Mientras tanto, Madrid, una de mis ciudades favoritas del mundo, seguía ahí y yo la amaba cada día un poquito más, aunque tenía muy poco espacio mental para dedicarle. Amaba el mundo del flamenco, que en Madrid florecía en su máxima expresión, el vermú de cada día acompañado de sus respectivas tapas, las librerías, las cafeterías de especialidad, las papelerías en las que me hubiera comprado todo, los bares de toda la vida, el mercado de El Rastro. Amaba a los senegaleses que tocaban en la calle una música capaz de hacer mover hasta un poste de luz y estaban vestidos con sus ropas de domingo, más coloridas que cualquier textil que hubiera visto antes. Amaba los miles de plazas por todos lados en las que me senté a leer, a escribir, a comer un bocadillo, a disfrutar de la tibieza del sol de un invierno con cara de primavera, a ver algunas personas que usaban zapatos muy cool y otras sin zapatos, a escuchar a alguien tocar el saxo, a tener mucha gente alrededor que hablaba muchos idiomas distintos.
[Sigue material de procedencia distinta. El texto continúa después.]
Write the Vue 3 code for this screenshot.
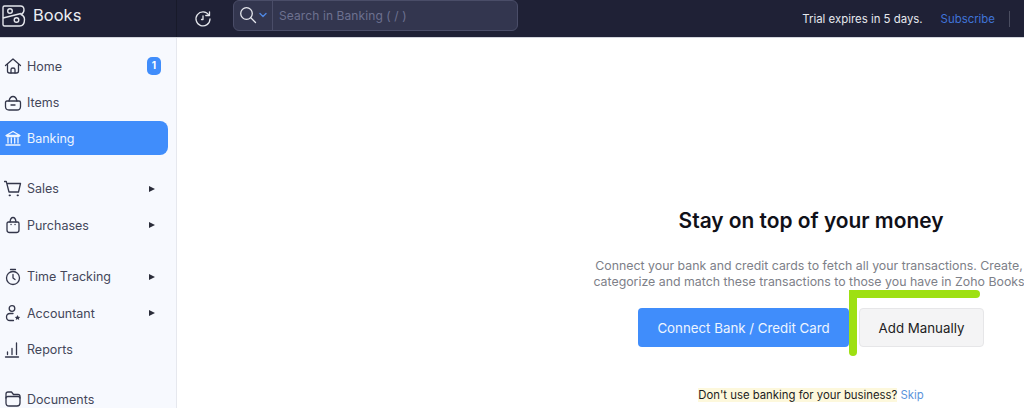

Amaba el chocolate con churros, un clásico de España que vale la pena probar una vez en la vida —no más, porque es demasiado empalagoso—, los sándwiches tostados gigantes de lacón y las croquetas de Melos, un bar de gallegos repleto a todas horas del día y especialmente lleno de gente de joven y estudiantes atraídos por los precios amigos. Amaba Lavapiés, el barrio multicultural de Madrid por excelencia y mi favorito, donde me cruzaba con mujeres usando hiyab , con restaurantes de comida india y senegalesa, con tiendas que vendían productos rarísimos de Asia, África y América, con carnicerías que tenían el cartel de halal (conjunto de prácticas permitidas por la religión islámica), con verdulerías que se llamaban Abdul y vendían frutas y verduras que nunca había visto, con locales de ropa, telas y productos africanos que no escatimaban ni un poco en estampados chillones.